In Kellogg v. Fowler, White, Burnett, Hurley, Banick & Strickroot, P.A., 807 So. 2d 669 (Fla. 4th DCA 2001), we held that Fowler White could not assert res judicata or estoppel by judgment in a second suit, where it opposed a motion to amend to add the claim in the first suit between the parties. However, in the prior suit the firm opposed the motion to amend by claiming that the proposed claim was not yet mature and thus could not be brought in the first suit. It further alleged that res judicata would not bar a subsequent suit. Kellogg is distinguishable from this case. Fowler White's argument in the prior suit invited the assertion of a second suit because it alleged that the claim was not mature and would not be barred by res judicata. Nowhere in this suit did Batmasian suggest that the claims raised could be asserted in a subsequent suit.
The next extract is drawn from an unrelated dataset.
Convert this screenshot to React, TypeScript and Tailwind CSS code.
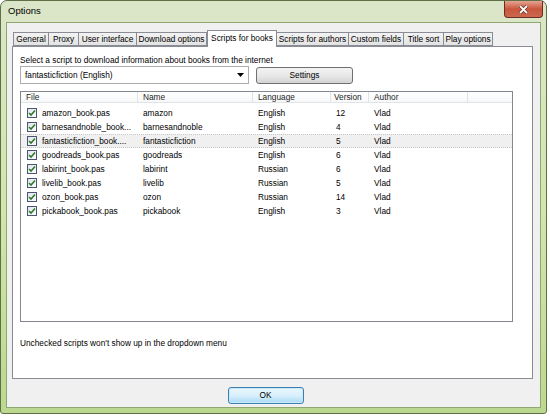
import React from 'react';

interface Script {
  file: string;
  name: string;
  language: string;
  version: number;
  author: string;
}

const scripts: Script[] = [
  { file: 'amazon_book.pas', name: 'amazon', language: 'English', version: 12, author: 'Vlad' },
  { file: 'barnesandnoble_book...', name: 'barnesandnoble', language: 'English', version: 4, author: 'Vlad' },
  { file: 'fantasticfiction_book....', name: 'fantasticfiction', language: 'English', version: 5, author: 'Vlad' },
  { file: 'goodreads_book.pas', name: 'goodreads', language: 'English', version: 6, author: 'Vlad' },
  { file: 'labirint_book.pas', name: 'labirint', language: 'Russian', version: 6, author: 'Vlad' },
  { file: 'livelib_book.pas', name: 'livelib', language: 'Russian', version: 5, author: 'Vlad' },
  { file: 'ozon_book.pas', name: 'ozon', language: 'Russian', version: 14, author: 'Vlad' },
  { file: 'pickabook_book.pas', name: 'pickabook', language: 'English', version: 3, author: 'Vlad' },
];

const tabs = [
  { label: 'General', w: 'w-[36px]' },
  { label: 'Proxy', w: 'w-[30px]' },
  { label: 'User interface', w: 'w-[58px]' },
  { label: 'Download options', w: 'w-[70px]' },
  { label: 'Scripts for books', w: 'w-[70px]', active: true },
  { label: 'Scripts for authors', w: 'w-[72px]' },
  { label: 'Custom fields', w: 'w-[55px]' },
  { label: 'Title sort', w: 'w-[40px]' },
  { label: 'Play options', w: 'w-[49px]' },
];

function CheckBox() {
  return (
    <div className="w-[10px] h-[10px] border border-[#4a5670] bg-gradient-to-br from-[#dfe3ea] to-white flex items-center justify-center">
      <svg width="8" height="8" viewBox="0 0 8 8">
        <path d="M1 4 L3 6 L7 1.5" fill="none" stroke="#2d7a2a" strokeWidth="1.6" />
      </svg>
    </div>
  );
}

export default function App() {
  return (
    <div className="w-[550px] h-[416px] bg-white text-black" style={{ fontFamily: '"Liberation Sans", Arial, sans-serif' }}>
      <div className="w-[547px] h-[414px] flex flex-col rounded-t-[7px] rounded-b-[3px] border border-[#5d7046] bg-gradient-to-b from-[#dbe6c9] via-[#d2e6ad] to-[#bcd890]">
        {/* title bar */}
        <div className="h-[21px] flex items-start justify-between">
          <div className="pl-[7px] pt-[4px] text-[9.5px] leading-[12px]">Options</div>
          <div className="mr-[3px] w-[39px] h-[17px] rounded-b-[4px] border border-t-0 border-[#6e2b1e] bg-gradient-to-b from-[#e4a493] via-[#c9553c] to-[#c96a50] flex items-center justify-center">
            <svg width="11" height="9" viewBox="0 0 11 9">
              <path d="M2 1 L9 8 M9 1 L2 8" stroke="#4a1a10" strokeWidth="3" />
              <path d="M2 1 L9 8 M9 1 L2 8" stroke="#ffffff" strokeWidth="1.8" />
            </svg>
          </div>
        </div>
        {/* client area */}
        <div className="flex-1 mx-[5px] mb-[5px] border border-[#8fa870] bg-[#f0f0f0] flex flex-col text-[8.3px] leading-[11px]">
          <div className="flex flex-col pl-[5px] pr-[7px] pt-[6px]">
            {/* tabs */}
            <div className="flex items-end pl-[1px] h-[17px]">
              {tabs.map(t =>
                t.active ? (
                  <div
                    key={t.label}
                    className={`${t.w} h-[17px] -mb-[1px] relative z-10 border border-b-0 border-[#898c95] bg-white flex items-start justify-center pt-[2px] whitespace-nowrap`}
                  >
                    {t.label}
                  </div>
                ) : (
                  <div
                    key={t.label}
                    className={`${t.w} h-[14px] border border-l-0 first:border-l border-[#898c95] bg-gradient-to-b from-[#f3f3f3] to-[#e3e3e3] flex items-center justify-center whitespace-nowrap`}
                  >
                    {t.label}
                  </div>
                )
              )}
            </div>
            {/* tab panel */}
            <div className="h-[333px] border border-[#898c95] bg-white flex flex-col pl-[7px] pr-[19px]">
              <div className="mt-[8px] h-[11px]">Select a script to download information about books from the internet</div>
              <div className="flex items-center gap-[7px]">
                <div className="w-[229px] h-[18px] border border-[#abadb3] bg-white flex items-center justify-between pl-[4px] pr-[4px]">
                  <span>fantasticfiction (English)</span>
                  <svg width="7" height="4" viewBox="0 0 7 4">
                    <path d="M0 0 H7 L3.5 4 Z" fill="#000" />
                  </svg>
                </div>
                <button className="w-[97px] h-[17px] rounded-[3px] border border-[#707070] bg-gradient-to-b from-[#f3f3f3] via-[#e8e8e8] to-[#d4d4d4] flex items-center justify-center">
                  Settings
                </button>
              </div>
              {/* list view */}
              <div className="mt-[7px] h-[231px] border border-[#828790] bg-white flex flex-col">
                <div className="h-[11px] flex items-center border-b border-[#e1e3e6] bg-gradient-to-b from-white to-[#f7f8f9] text-[#1e1e1e]">
                  <div className="w-[117px] pl-[5px] border-r border-[#e1e3e6] h-full flex items-center">File</div>
                  <div className="w-[115px] pl-[5px] border-r border-[#e1e3e6] h-full flex items-center">Name</div>
                  <div className="w-[78px] pl-[5px] border-r border-[#e1e3e6] h-full flex items-center">Language</div>
                  <div className="w-[38px] pl-[3px] border-r border-[#e1e3e6] h-full flex items-center">Version</div>
                  <div className="w-[99px] pl-[5px] border-r border-[#e1e3e6] h-full flex items-center">Author</div>
                </div>
                <div className="mt-[3px] flex flex-col">
                  {scripts.map((s, i) => (
                    <div
                      key={s.file}
                      className={`h-[14px] flex items-center border-y ${
                        i === 2 ? 'bg-[#f0f0f0] border-dotted border-[#c9c9c9]' : 'border-transparent'
                      }`}
                    >
                      <div className="w-[117px] pl-[6px] flex items-center gap-[5px] whitespace-nowrap">
                        <CheckBox />
                        <span>{s.file}</span>
                      </div>
                      <div className="w-[115px] pl-[5px]">{s.name}</div>
                      <div className="w-[78px] pl-[5px]">{s.language}</div>
                      <div className="w-[38px] pl-[5px]">{s.version}</div>
                      <div className="w-[99px] pl-[5px]">{s.author}</div>
                    </div>
                  ))}
                </div>
              </div>
              <div className="mt-[16px]">Unchecked scripts won't show up in the dropdown menu</div>
            </div>
          </div>
          {/* buttons */}
          <div className="flex justify-center mt-[8px] pr-[16px]">
            <button className="w-[76px] h-[17px] rounded-[3px] border border-[#3c7fb1] bg-gradient-to-b from-[#eaf6fd] via-[#d9f0fc] to-[#a7d9f5] flex items-center justify-center shadow-[inset_0_0_0_1px_#c9e8f9]">
              OK
            </button>
          </div>
        </div>
      </div>
    </div>
  );
}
Leahy claims that Batmasian's counsel misrepresented the relevance of discovery which would have revealed the existence of this new claim, but this does not allow him to file a new lawsuit on this newly discovered evidence. The "fraud" alleged constitutes intrinsic fraud. See Arrieta-Gimenez v. Arrieta-Negron, 551 So. 2d 1184 (Fla.1989). Thus, Leahy should have either appealed the first final judgment or moved for relief under Florida Rule of Civil Procedure 1.540(b). He cannot file a separate lawsuit to obtain relief.

For these reasons, we conclude that Leahy's second suit was barred by the doctrines of res judicata or splitting the cause of action, and Batmasian was not judicially estopped from making the argument in this case. We therefore affirm the final summary judgment of the trial court.

Affirmed.

STEVENSON, C.J., and TAYLOR, J., concur.